Hester, hope you are okay as I think your area has been hit with power cuts.
Went into Reading this evening as it is my OH's birthday too; have never seen it so quiet 2 days before Christmas. OH needed to get something in Debenh@ms and I expected it to be murder but no, very quiet and walked straight up to the till.
One of the main routes into Reading has been closed but still it seemed very quiet even considering that.
Got our Christmas tree today in B&Q - a 5' bushy non-needle drop tree for £5
Hope you are all safe and sound and out of the storm.0 -
Sorryimoved, sorry if we're shattering images of Olde Englande (and the rest of the country). You can still find villages with thatched cottages and roses around the doors. They're mostly owned by bankers, or as we spell it over here, bankers beginning with a double-you.:p I'm in the middle of a walled cathedral city. We have tourists from all over the world visit us. Well, not actually visit my neighbourhood, unless they are seriously-lost.
* The Dreaded Origami is a secret fighting form practised by those who, like myself, have served hard time and earned papercuts in admin-y type jobs. We humble drones pass the secrets of the Origami arts from hand to hand disguised as artful paper animals.
If we are made very very angry, such as someone not changing the photocopier toner cartridge properly, or threatening our mortal selves, we shake off our shackles and turn into Mutant Ninja Admins and use The Dreaded Origami to fold our foes into really painful positions.
Do not provoke us; we're all around you, did you but know, and our day will come.**
** On a Wednesday, as long as that's all right with you?
Thank you GQ for the explanation. You have a magic way of describing a situation so that it almost seems as if I were there! My son came home for Christmas from Dubai and told me he and his wife may be moving to London. If they do I am sure I will be one of the seriously lost tourists wandering around where I shouldn't be!0 -
LOL, it seems to be one of my RL gift to be one of those people whom strangers feel it's safe to approach on the street to ask directions. Must be a mixture of respectability and apparent competance. The funniest thing is that it also happens to me when I'm in a place I don't know, a tourist myself.

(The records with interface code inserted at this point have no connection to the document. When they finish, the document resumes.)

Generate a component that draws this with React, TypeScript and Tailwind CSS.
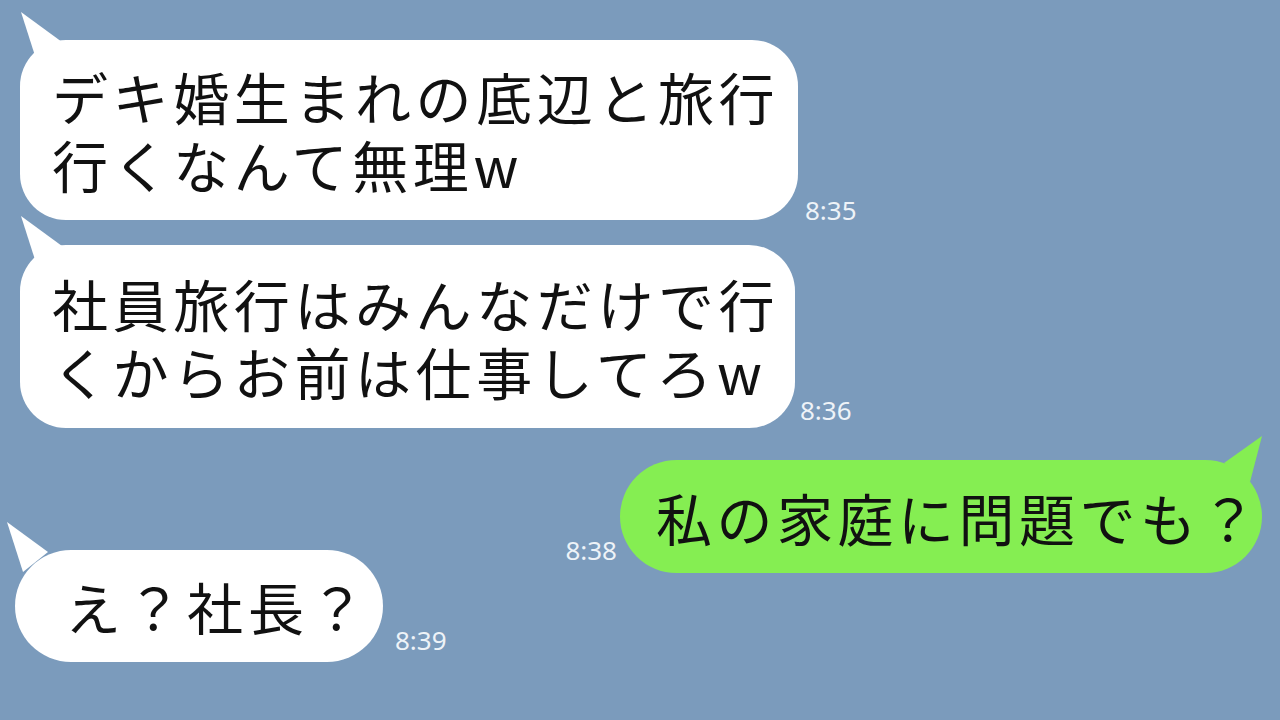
import React from "react";

const JP = "font-['Noto_Sans_CJK_JP','Noto_Sans',sans-serif]";

function TailLeft({ className }: { className: string }) {
  return (
    <svg className={`absolute ${className}`} width="44" height="52" viewBox="0 0 44 52" fill="currentColor">
      <path d="M0 0 L41 30 L16 50 Z" />
    </svg>
  );
}

function Time({ children, className = "" }: { children: React.ReactNode; className?: string }) {
  return (
    <span className={`font-['Noto_Sans',sans-serif] text-[26px] leading-[26px] text-[#eef3f8] whitespace-nowrap ${className}`}>
      {children}
    </span>
  );
}

function Line({ children }: { children: React.ReactNode }) {
  return <span className="block h-[68px] leading-[68px]">{children}</span>;
}

export default function App() {
  return (
    <div className={`w-[1280px] h-[720px] overflow-hidden bg-[#7b9bbc] ${JP} text-[#111]`}>
      <div className="flex flex-col pt-[40px]">
        {/* incoming message 1 */}
        <div className="flex items-end pl-[20px]">
          <div className="relative bg-white text-white rounded-[46px] w-[778px] h-[180px] pl-[32px] pt-[22px]">
            <TailLeft className="left-[1px] top-[-28px]" />
            <div className="relative text-[#111] text-[56px] tracking-[4.6px] whitespace-nowrap">
              <Line>デキ婚生まれの底辺と旅行</Line>
              <Line>行くなんて無理w</Line>
            </div>
          </div>
          <Time className="ml-[7px] mb-[-3px]">8:35</Time>
        </div>

        {/* incoming message 2 */}
        <div className="flex items-end pl-[20px] mt-[25px]">
          <div className="relative bg-white text-white rounded-[46px] w-[775px] h-[183px] pl-[32px] pt-[24px]">
            <TailLeft className="left-[1px] top-[-29px]" />
            <div className="relative text-[#111] text-[56px] tracking-[4.6px] whitespace-nowrap">
              <Line>社員旅行はみんなだけで行</Line>
              <Line>くからお前は仕事してろw</Line>
            </div>
          </div>
          <Time className="ml-[5px] mb-[5px]">8:36</Time>
        </div>

        {/* outgoing message */}
        <div className="flex items-end justify-end pr-[18px] mt-[32px]">
          <Time className="mr-[3px] mb-[10px]">8:38</Time>
          <div className="relative bg-[#85ee52] text-[#85ee52] rounded-full w-[642px] h-[113px] flex items-center pl-[36px]">
            <svg className="absolute right-[0px] top-[-24px]" width="40" height="48" viewBox="0 0 40 48" fill="currentColor">
              <path d="M40 0 L2 27 L28 46 Z" />
            </svg>
            <p className="relative text-[#111] text-[56px] leading-[60px] tracking-[4.5px] whitespace-nowrap">
              私の家庭に問題でも？
            </p>
          </div>
        </div>

        {/* incoming message 3 */}
        <div className="flex items-end pl-[15px] mt-[-23px]">
          <div className="relative bg-white text-white rounded-full w-[368px] h-[112px] flex items-center pl-[50px]">
            <TailLeft className="left-[-8px] top-[-28px]" />
            <p className="relative text-[#111] text-[56px] leading-[60px] tracking-[5px] whitespace-nowrap">
              え？社長？
            </p>
          </div>
          <Time className="ml-[12px] mb-[9px]">8:39</Time>
        </div>
      </div>
    </div>
  );
}
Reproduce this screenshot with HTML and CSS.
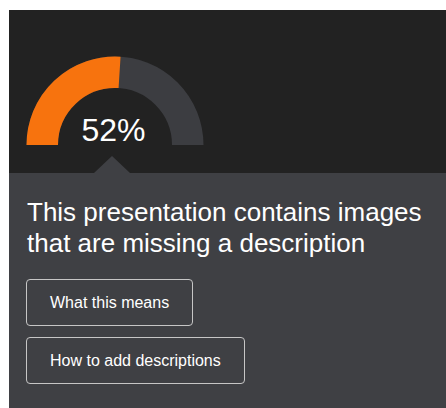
FILE: index.html
```html
<!DOCTYPE html>
<html lang="en">
<head>
<meta charset="utf-8">
<title>Accessibility check</title>
<link rel="stylesheet" href="styles.css">
</head>
<body>
  <div class="panel">
    <section class="score">
      <div class="gauge">
        <svg class="gauge-arc" width="178" height="89" viewBox="0 0 178 89" aria-hidden="true">
          <path d="M16.25 89 A72.75 72.75 0 0 1 161.75 89" fill="none" stroke="#3c3d41" stroke-width="31.5"/>
          <path d="M16.25 89 A72.75 72.75 0 0 1 93.57 16.39" fill="none" stroke="#f7730e" stroke-width="31.5"/>
        </svg>
        <span class="gauge-value">52%</span>
      </div>
      <span class="pointer"></span>
    </section>
    <section class="details">
      <h2 class="headline">This presentation contains images that are missing a description</h2>
      <div class="actions">
        <button class="action" type="button">What this means</button>
        <button class="action" type="button">How to add descriptions</button>
      </div>
    </section>
  </div>
</body>
</html>
```
FILE: styles.css
```css
html, body {
  margin: 0;
  padding: 0;
  background: #ffffff;
  overflow: hidden;
}

body {
  font-family: "Liberation Sans", Arial, sans-serif;
  color: #ffffff;
}

.panel {
  margin: 10px 0 0 9px;
}

/* Dark score area with the half-ring gauge */
.score {
  position: relative;
  box-sizing: border-box;
  height: 163px;
  padding: 46px 0 0 17px;
  background: #222222;
}

.gauge {
  position: relative;
  width: 178px;
  height: 89px;
}

.gauge-arc {
  display: block;
}

.gauge-value {
  position: absolute;
  top: 58px;
  left: 0;
  right: 3px;
  text-align: center;
  font-size: 32px;
  line-height: 32px;
  color: #ffffff;
}

/* Small arrow pointing from the details card up to the gauge */
.pointer {
  position: absolute;
  left: 85px;
  bottom: 0;
  width: 0;
  height: 0;
  border-left: 18px solid transparent;
  border-right: 18px solid transparent;
  border-bottom: 17px solid #3f4044;
}

/* Lower card with message and actions */
.details {
  box-sizing: border-box;
  min-height: 235px;
  padding: 24px 17px 22px 18px;
  background: #3f4044;
}

.headline {
  margin: 0;
  font-size: 26px;
  line-height: 31px;
  font-weight: normal;
  color: #ffffff;
}

.actions {
  display: flex;
  flex-direction: column;
  align-items: flex-start;
  gap: 11px;
  margin: 20px 0 0 -1px;
}

.action {
  box-sizing: border-box;
  height: 47px;
  padding: 0 23px;
  border: 1px solid #c6c6c6;
  border-radius: 4px;
  background: transparent;
  color: #ffffff;
  font-family: "Liberation Sans", Arial, sans-serif;
  font-size: 16px;
  cursor: pointer;
}
```
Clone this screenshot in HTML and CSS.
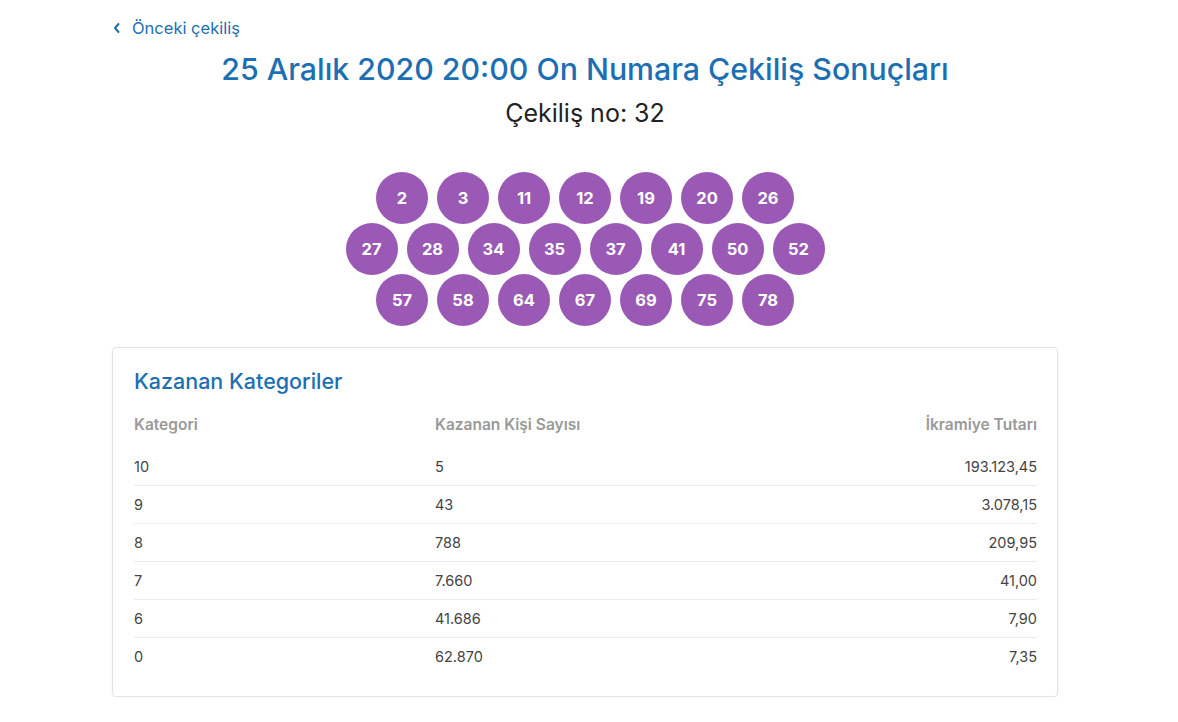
FILE: index.html
```html
<!DOCTYPE html>
<html lang="tr">
<head>
<meta charset="utf-8">
<title>On Numara Çekiliş Sonuçları</title>
<link rel="stylesheet" href="styles.css">
</head>
<body>
<div class="page">
  <a class="back" href="#">
    <svg class="chev" width="10" height="12" viewBox="0 0 10 12"><path d="M6.5 2 L3 6 L6.5 10" fill="none" stroke="currentColor" stroke-width="2" stroke-linecap="round" stroke-linejoin="round"/></svg>
    <span>Önceki çekiliş</span>
  </a>
  <h1 class="title">25 Aralık 2020 20:00 On Numara Çekiliş Sonuçları</h1>
  <div class="drawno">Çekiliş no: 32</div>

  <div class="balls">
    <div class="ball-row">
      <span class="ball">2</span><span class="ball">3</span><span class="ball">11</span><span class="ball">12</span><span class="ball">19</span><span class="ball">20</span><span class="ball">26</span>
    </div>
    <div class="ball-row">
      <span class="ball">27</span><span class="ball">28</span><span class="ball">34</span><span class="ball">35</span><span class="ball">37</span><span class="ball">41</span><span class="ball">50</span><span class="ball">52</span>
    </div>
    <div class="ball-row">
      <span class="ball">57</span><span class="ball">58</span><span class="ball">64</span><span class="ball">67</span><span class="ball">69</span><span class="ball">75</span><span class="ball">78</span>
    </div>
  </div>

  <div class="card">
    <h2 class="card-title">Kazanan Kategoriler</h2>
    <div class="table">
      <div class="row head"><span>Kategori</span><span>Kazanan Kişi Sayısı</span><span class="num">İkramiye Tutarı</span></div>
      <div class="row"><span>10</span><span>5</span><span class="num">193.123,45</span></div>
      <div class="row"><span>9</span><span>43</span><span class="num">3.078,15</span></div>
      <div class="row"><span>8</span><span>788</span><span class="num">209,95</span></div>
      <div class="row"><span>7</span><span>7.660</span><span class="num">41,00</span></div>
      <div class="row"><span>6</span><span>41.686</span><span class="num">7,90</span></div>
      <div class="row last"><span>0</span><span>62.870</span><span class="num">7,35</span></div>
    </div>
  </div>
</div>
</body>
</html>
```
FILE: styles.css
```css
html, body {
  margin: 0;
  padding: 0;
  background: #ffffff;
}
body {
  font-family: "Inter", "Noto Sans", sans-serif;
  color: #333;
}
.page {
  width: 946px;
  margin-left: 112px;
  padding-top: 17px;
}
.back {
  display: inline-flex;
  align-items: center;
  gap: 10px;
  color: #1c6fb2;
  text-decoration: none;
  font-size: 16.5px;
  line-height: 22px;
}
.chev { display: block; }
.title {
  margin: 10px 0 0;
  text-align: center;
  color: #1c6fb2;
  font-weight: 500;
  font-size: 30.3px;
  line-height: 40px;
}
.drawno {
  margin-top: 8px;
  text-align: center;
  font-size: 25px;
  line-height: 32px;
  color: #222;
}
.balls {
  margin-top: 43px;
  display: flex;
  flex-direction: column;
  align-items: center;
}
.ball-row {
  display: flex;
  gap: 9px;
}
.ball-row + .ball-row {
  margin-top: -1px;
}
.ball {
  width: 52px;
  height: 52px;
  border-radius: 50%;
  background: #9b59b6;
  color: #fff;
  font-weight: 700;
  font-size: 16.5px;
  display: flex;
  align-items: center;
  justify-content: center;
}
.card {
  margin-top: 21px;
  border: 1px solid #e3e3e3;
  border-radius: 4px;
  box-shadow: 0 1px 3px rgba(0,0,0,0.06);
  padding: 18px 20px 21px 21px;
}
.card-title {
  margin: 0;
  color: #1c6fb2;
  font-weight: 500;
  font-size: 21.5px;
  line-height: 30px;
}
.table {
  margin-top: 6px;
}
.row {
  display: grid;
  grid-template-columns: 1fr 1fr 1fr;
  font-size: 14.5px;
  line-height: 20px;
  padding: 9px 0 8px;
  border-bottom: 1px solid #ececec;
  color: #444;
}
.row.head {
  color: #999;
  font-weight: 600;
  font-size: 15.5px;
  padding: 13px 0 13px;
  border-bottom: none;
}
.row.last { border-bottom: none; }
.num { text-align: right; }
```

I'm quite used to bemused visitors asking me where the castle or the shopping streets are, usually as they are heading directly away from them. I just gently point them back in the right direction. We don't want them wandering into the neighbourhood and seeing things which don't exactly gybe with the tourist information blurb, like some horrible little 'erbert shooting up drugs, or a group of shoplifters stripping the cellophane wrappings off thieved games or DVDs. Got several caches of the latter around the block atm; must be Christmas or summat.
If you know a place well, particularly if you live in one of the less-privileged parts, you have a different view of your surroundings than a visitor or one of the sheltered and privileged residents. I dub a few places I know in this city as Acacia Avenue. We have no such place-name, it's a shorthand for a few places I know of, where it's all terribly terribly dahling.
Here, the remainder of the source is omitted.